Arabeski doğuşuna zemin hazırlayan göç ile birlikte kentlileşememe, yabancılaşma, kimlik bunalımı, zenginleşememe ve modernleşememe gibi özellikle

29

psikolojik bunalımlar baş göstermiştir. İçinde yaşadığı toplumda kendini ifade edemeyen, birey olamayan ya da silik bir kişilik olan insanlar kendilerini toplumdan soyutlayıp yabancılaşmış ve kimlik bunalımına düşmüşlerdir. Köyden çıkan bu insanlar artık köylü değildirler fakat kente gelmelerine rağmen henüz kentli de değildirler. Köy ve kent arasında bir yerde kalmışlardır. Kentin günlük hayat içinde uygulanagelen toplumsal kurallarıyla uyum sorunu vardır. Çoğu zaman kendilerine yeni kurallar uydurmuşlardır ki bu da aslında bir anlamda kuralsızlık ya da kural tanımamak olmaktadır. Karadeniz’den, Doğudan, Anadolu’dan ve diğer yerlerden bin bir umutla gelen bu farklı alt kültür insanlarının hepsine birden sunulabilecek bir şeyler olmalıydı ve onun adı da arabesk müzik olmuştur (Kutlar, 1980: 18).

Arabesk müzikte şarkıların içerikleri bu karmaşık ruh hali içindeki insanların psikolojilerini ve iç dünyalarını karşılayacak şekilde olmuştur. Aşk, acı, kahır, hüzün, göç ayrılık gibi temalar bol bol işlenirken insanların başına gelenlerin sebebi olarak kader gösterilmiştir. Özbek (2012:111) de konuya bu şekilde değinmiş ve şarkılardaki kader anlayışının sistemin de işine geldiğini belirtmiştir.
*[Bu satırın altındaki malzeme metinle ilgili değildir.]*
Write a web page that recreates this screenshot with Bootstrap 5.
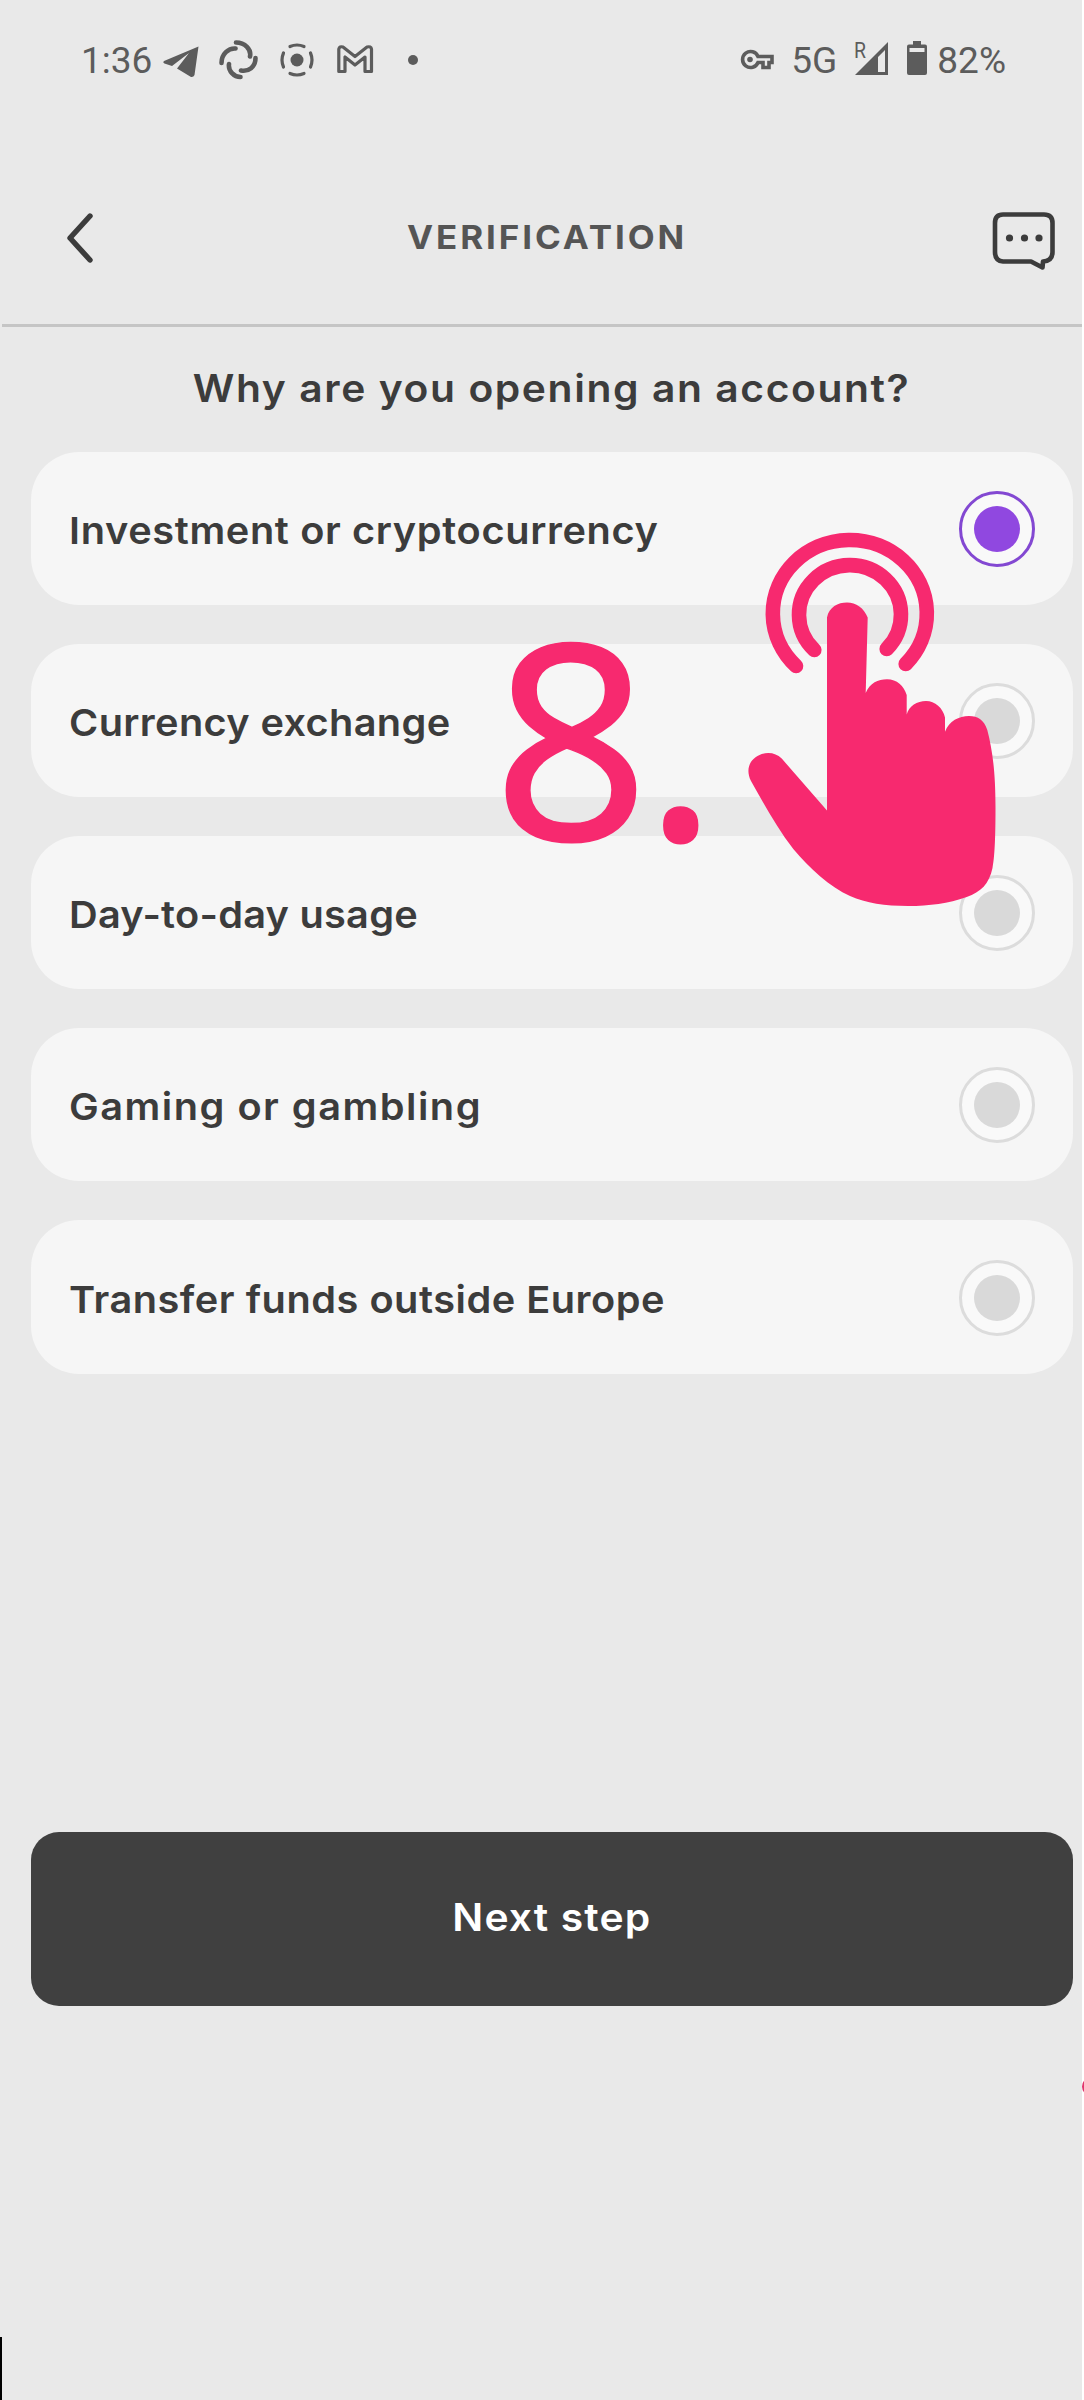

Arabesk müzikte kötü olan kaderdir. Bu şekilde arabesk müzik asıl kötü olan sisteme ve düzene nefes aldırır. İşsizlik, gecekondu, altyapı, ulaşım, sağlık, eğitim gibi şehrin ana sorunlarından doğan olumsuzluklar devletin ya da sistemin değil kaderin kötülüğünden yaşanmaktadır. Arabesk müzik bu şekilde hedef saptırarak sisteme de yardımcı olmuş olur.